• Krutik Tanna

M&M Finance Rights Issue

Updated: Jul 21

WHAT IS A RIGHTS ISSUE?

Rights issue is a privilege given to the existing shareholders to increase their exposure to the stock at a discounted price. In these rights offerings, companies grant shareholders the right, but not the obligation, to buy new shares at a discount to the current trading price. As a shareholder, you have the following three options with a rights issue,

You can:

  1. subscribe to the rights issue in full

  2. ignore your rights

  3. sell the rights to someone else

Your rights allow you to decide whether you want to take up the option to buy the shares or sell your rights to other investors or the underwriter. Rights that can be traded are called renounceable rights. After they have been traded, the rights are known as nil-paid rights. The rights issued to a shareholder have value, thus compensating current shareholders for the future dilution of their existing shares' value. Dilution occurs because a rights offering spreads a company’s net profit over a larger number of shares. Thus, the company’s earnings per share, or EPS, decreases as the allocated earnings result in share dilution. A company may opt for rights issue to raise additional capital.

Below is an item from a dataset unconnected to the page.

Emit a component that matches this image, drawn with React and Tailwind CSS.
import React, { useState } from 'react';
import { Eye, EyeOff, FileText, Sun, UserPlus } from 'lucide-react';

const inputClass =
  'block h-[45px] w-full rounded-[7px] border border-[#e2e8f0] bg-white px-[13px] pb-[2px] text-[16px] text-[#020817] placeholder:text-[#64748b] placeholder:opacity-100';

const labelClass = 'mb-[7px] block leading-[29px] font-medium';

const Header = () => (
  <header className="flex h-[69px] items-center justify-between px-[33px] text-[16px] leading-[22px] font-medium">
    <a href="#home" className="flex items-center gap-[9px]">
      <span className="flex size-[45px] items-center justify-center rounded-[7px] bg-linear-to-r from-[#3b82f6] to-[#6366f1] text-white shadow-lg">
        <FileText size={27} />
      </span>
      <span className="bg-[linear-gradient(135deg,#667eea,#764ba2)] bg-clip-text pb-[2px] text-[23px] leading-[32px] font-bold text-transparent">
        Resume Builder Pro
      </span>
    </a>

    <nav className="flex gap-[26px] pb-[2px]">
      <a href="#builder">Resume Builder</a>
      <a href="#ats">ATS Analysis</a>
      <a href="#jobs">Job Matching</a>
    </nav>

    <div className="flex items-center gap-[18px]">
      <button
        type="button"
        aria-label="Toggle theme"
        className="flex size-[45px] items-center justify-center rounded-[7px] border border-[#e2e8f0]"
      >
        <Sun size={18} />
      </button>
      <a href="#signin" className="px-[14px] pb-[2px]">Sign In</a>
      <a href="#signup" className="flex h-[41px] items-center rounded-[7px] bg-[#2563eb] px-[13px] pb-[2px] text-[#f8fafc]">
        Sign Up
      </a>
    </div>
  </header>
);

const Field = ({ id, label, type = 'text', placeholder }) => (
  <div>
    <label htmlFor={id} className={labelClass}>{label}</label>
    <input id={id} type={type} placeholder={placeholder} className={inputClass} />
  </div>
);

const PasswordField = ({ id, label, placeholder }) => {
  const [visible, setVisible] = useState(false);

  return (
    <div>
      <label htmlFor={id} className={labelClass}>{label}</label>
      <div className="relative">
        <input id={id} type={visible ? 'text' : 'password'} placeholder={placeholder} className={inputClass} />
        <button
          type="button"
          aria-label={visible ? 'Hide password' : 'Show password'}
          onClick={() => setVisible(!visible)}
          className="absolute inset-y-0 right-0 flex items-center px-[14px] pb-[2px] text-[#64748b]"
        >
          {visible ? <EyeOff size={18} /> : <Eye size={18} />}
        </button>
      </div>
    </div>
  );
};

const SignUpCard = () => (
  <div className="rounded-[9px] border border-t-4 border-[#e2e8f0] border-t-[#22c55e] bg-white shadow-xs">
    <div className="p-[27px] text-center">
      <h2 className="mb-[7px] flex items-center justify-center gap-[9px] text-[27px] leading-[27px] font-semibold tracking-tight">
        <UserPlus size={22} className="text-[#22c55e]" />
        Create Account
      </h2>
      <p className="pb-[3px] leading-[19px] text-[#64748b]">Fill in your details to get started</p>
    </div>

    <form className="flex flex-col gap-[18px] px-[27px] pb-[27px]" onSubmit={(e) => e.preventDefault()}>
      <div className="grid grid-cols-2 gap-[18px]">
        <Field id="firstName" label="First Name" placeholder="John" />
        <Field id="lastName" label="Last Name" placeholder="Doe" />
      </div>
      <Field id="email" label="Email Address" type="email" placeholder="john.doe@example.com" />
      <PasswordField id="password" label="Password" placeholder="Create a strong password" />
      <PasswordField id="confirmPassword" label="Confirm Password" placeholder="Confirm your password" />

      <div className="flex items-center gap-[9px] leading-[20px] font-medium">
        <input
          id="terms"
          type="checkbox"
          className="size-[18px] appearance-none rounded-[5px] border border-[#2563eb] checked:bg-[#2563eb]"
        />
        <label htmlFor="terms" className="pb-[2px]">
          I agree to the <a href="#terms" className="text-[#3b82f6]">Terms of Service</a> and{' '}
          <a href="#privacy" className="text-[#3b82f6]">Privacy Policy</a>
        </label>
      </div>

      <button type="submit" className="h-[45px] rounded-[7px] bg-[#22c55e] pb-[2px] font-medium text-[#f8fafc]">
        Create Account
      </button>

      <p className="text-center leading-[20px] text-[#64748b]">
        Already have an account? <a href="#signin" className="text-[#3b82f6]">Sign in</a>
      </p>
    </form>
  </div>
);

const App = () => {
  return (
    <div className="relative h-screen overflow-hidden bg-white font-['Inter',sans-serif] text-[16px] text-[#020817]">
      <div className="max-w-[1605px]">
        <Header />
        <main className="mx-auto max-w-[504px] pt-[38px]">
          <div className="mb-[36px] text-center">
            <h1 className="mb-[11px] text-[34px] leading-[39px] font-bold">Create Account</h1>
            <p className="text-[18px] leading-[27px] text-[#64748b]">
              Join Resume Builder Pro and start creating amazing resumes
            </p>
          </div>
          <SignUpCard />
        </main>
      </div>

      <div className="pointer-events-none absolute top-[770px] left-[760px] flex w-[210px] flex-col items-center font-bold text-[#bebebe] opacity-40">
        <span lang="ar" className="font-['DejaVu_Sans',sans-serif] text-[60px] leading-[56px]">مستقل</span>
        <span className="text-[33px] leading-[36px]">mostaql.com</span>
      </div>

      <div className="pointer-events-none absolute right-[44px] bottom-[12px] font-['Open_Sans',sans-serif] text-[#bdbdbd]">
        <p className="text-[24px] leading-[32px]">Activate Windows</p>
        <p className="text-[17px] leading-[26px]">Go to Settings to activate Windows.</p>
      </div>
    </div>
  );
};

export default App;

A company may need the extra capital to meet its current financial obligation or to pay off its debt, especially when it is unable to borrow capital. However, the capital raised can be used to fund expenditures designed to expand the company's business, such as acquisitions or opening new facilities for manufacturing or sales.


REASONS COMPANIES OPT FOR A RIGHTS ISSUE

There are various reasons for a company to opt for a rights issue,

  1. The shares are offered to the shareholders at a discounted price to encourage them to purchase the rights issue.

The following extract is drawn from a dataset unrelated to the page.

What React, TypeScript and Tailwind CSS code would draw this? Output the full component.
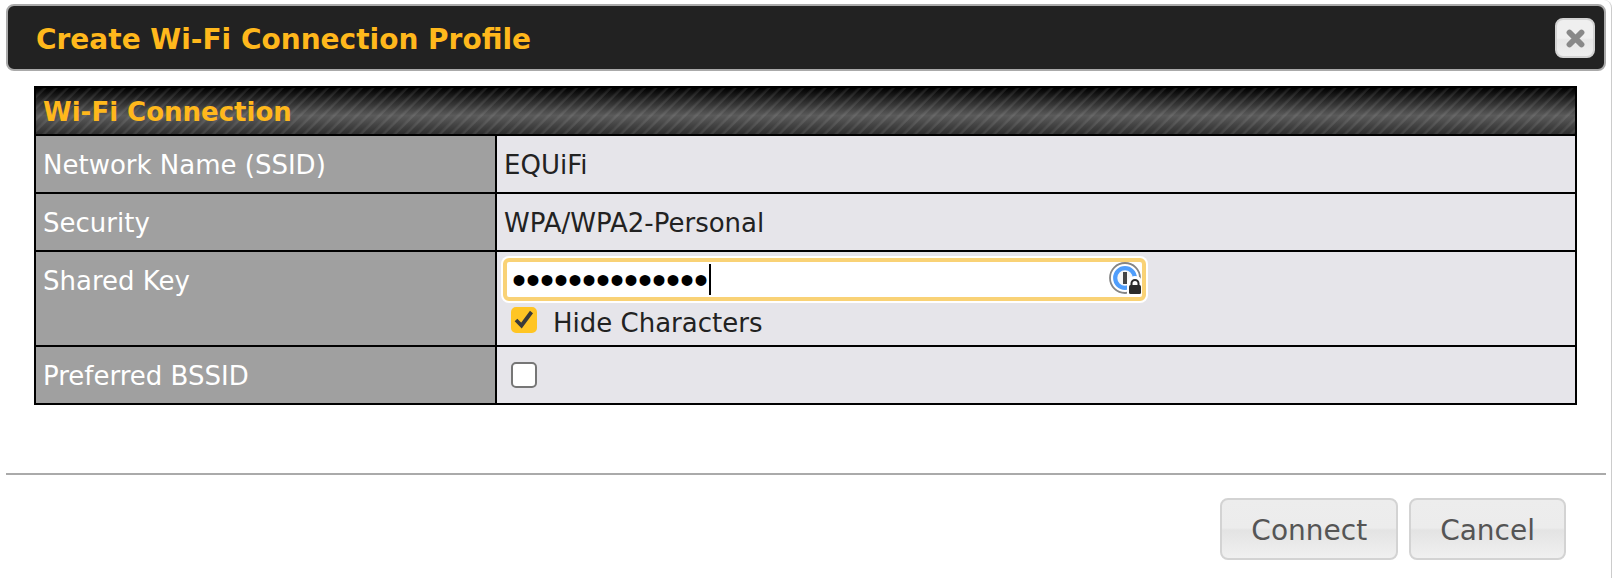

  2. The company saves a significant amount of money on underwriting fees.

  3. There is no dilution in the control of the company.

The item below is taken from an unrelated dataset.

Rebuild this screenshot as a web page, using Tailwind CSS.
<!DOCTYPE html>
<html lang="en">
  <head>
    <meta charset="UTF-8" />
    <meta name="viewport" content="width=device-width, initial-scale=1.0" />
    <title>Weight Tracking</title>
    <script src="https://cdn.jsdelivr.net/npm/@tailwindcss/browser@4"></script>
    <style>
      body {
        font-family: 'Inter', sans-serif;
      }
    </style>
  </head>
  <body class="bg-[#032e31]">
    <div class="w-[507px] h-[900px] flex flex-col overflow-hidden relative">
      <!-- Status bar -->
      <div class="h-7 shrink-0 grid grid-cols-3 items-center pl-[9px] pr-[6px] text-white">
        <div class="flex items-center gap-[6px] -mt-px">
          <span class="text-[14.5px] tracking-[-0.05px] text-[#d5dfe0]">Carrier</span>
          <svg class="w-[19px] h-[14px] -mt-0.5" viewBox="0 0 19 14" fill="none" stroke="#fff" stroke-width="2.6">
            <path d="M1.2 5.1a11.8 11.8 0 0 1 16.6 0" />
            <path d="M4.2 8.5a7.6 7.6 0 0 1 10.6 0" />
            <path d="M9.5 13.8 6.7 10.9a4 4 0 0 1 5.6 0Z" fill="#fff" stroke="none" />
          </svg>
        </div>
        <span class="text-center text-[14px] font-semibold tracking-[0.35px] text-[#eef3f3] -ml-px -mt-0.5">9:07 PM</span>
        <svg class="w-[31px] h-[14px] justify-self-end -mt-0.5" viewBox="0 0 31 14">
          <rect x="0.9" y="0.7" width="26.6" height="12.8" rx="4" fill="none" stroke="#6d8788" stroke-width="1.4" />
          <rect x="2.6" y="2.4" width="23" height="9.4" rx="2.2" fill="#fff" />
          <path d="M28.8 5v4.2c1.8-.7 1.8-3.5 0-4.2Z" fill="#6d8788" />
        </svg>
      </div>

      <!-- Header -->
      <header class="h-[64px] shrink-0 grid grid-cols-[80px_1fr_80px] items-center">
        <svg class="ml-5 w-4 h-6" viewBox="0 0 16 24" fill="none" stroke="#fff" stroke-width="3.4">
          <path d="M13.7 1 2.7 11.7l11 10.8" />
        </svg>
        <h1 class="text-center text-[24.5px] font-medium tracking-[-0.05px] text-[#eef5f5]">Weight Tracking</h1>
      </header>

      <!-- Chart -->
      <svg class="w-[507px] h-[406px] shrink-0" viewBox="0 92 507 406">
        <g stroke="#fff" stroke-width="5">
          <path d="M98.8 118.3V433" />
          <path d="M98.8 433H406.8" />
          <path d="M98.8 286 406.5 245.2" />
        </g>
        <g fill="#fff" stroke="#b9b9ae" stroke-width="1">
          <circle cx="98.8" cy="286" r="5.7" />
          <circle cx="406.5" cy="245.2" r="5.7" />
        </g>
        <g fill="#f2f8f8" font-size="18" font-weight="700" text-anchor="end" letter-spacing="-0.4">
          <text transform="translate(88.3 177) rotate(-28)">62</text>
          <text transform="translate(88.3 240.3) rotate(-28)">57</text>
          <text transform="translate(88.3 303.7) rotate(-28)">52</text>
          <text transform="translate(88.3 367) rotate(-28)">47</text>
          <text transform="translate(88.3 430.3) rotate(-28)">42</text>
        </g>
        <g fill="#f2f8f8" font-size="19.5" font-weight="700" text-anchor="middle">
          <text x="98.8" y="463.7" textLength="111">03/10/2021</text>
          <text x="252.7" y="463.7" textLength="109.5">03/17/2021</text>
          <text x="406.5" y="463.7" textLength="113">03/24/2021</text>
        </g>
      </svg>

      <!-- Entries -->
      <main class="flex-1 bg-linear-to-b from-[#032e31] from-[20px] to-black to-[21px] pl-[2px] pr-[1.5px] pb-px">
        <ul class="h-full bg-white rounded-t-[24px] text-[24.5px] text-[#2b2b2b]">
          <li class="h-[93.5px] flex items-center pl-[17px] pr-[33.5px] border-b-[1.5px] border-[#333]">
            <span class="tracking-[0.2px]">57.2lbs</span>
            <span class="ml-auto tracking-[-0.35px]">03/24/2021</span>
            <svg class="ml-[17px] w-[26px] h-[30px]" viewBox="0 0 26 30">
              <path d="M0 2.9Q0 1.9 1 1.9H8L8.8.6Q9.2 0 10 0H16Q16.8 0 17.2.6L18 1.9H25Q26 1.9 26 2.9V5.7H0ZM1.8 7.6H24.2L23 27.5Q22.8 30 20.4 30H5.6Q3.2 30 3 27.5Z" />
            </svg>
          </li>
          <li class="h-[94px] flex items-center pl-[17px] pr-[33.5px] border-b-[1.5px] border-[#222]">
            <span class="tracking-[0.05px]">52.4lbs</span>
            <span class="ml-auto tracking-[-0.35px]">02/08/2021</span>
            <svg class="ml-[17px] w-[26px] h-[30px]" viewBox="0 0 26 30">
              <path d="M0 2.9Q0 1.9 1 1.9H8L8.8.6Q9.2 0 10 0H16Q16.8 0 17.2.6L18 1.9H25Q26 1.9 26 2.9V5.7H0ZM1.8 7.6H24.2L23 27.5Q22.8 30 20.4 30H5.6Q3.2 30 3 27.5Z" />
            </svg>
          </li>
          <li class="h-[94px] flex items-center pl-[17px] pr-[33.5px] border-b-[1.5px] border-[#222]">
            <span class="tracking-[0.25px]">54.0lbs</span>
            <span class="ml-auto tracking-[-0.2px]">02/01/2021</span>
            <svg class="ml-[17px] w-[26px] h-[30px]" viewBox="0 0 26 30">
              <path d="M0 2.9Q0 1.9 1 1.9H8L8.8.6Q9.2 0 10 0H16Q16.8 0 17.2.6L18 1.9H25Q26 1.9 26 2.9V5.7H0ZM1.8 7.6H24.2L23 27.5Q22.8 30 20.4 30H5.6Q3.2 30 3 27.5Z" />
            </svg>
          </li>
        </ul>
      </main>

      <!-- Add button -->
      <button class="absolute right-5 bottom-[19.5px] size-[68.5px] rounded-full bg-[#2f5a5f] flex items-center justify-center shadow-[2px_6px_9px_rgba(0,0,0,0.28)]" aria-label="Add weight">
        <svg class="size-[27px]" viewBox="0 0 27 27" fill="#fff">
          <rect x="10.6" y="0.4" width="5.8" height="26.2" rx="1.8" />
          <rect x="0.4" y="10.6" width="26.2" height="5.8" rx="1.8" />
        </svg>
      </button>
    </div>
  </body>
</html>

GUIDELINES REGARDING RIGHTS ISSUE

There are no restrictions on the pricing of the rights issue. It usually takes place as per the discretion of the company and the merchant bankers, except for a few rules laid down by SEBI which are to be followed. Rights issues must be kept open for at least 15 days, the issuer company can utilize the funds collected from the rights issue once the stock exchanges are satisfied that a minimum of 90% of the subscription has been received.


M&M FINANCE RIGHTS ISSUE

On July 18, 2020, the board of Mahindra and Mahindra Financial Services approved the proposal to raise funds amounting to ₹3,500 crores through its rights issue. This came after Mahindra Finance posted a 62% drop in net profit for the March quarter at ₹221 crores. The company set aside additional provisions of ₹574 crores for COVID-19 in Q4FY20. The rights issue will see Mahindra Finance raise about ₹3,500 crores for contingencies (keeping in mind that 75% of its customers opted for the first three-month moratorium) and opportunities arising out of the COVID-19-induced economic turbulence. The issue size would consist of 61.77 crores fully paid-up equity shares of face value of ₹2 each at a ratio of 1:1, for an aggregate amount not exceeding ₹3,089 crores. It would be priced at ₹50 per share, including a premium of ₹48 per share. According to its regulatory filing, the issue will open on July 28 and close on August 11.

Compared to the current market price of Rs. 225, the rights issue is priced at Rs. 50, which implies a massive discount of 77%. The record date for applying for rights issue is 23 July 2020.

According to me, M&M Finance opted for this rights issue due to the following reasons:

  1. Protect themselves from the rising NPAs: The standalone assets under management (AUM) stood at ₹81,436 crore while the gross NPA stood at 9.19% as against 8.17%. The company set aside additional provisions of ₹574 crores for COVID-19 in Q4FY20 which indicates a minimum rise of 0.70% in NPA.

  2. Delayed repayments: As a result of disruptions in the economy, 75% of the company’s debtors have opted for the moratorium in Q4FY20. This has caused a serious amount of damage to the company’s daily cash flow.

  3. The revival of demand: Due to the nationwide lockdown there was a fall in demand for loans, but as the economy is getting back on track, economic activities are picking up and there has been a rising demand for loans. The company needs to have enough cash to service the demand for these loans.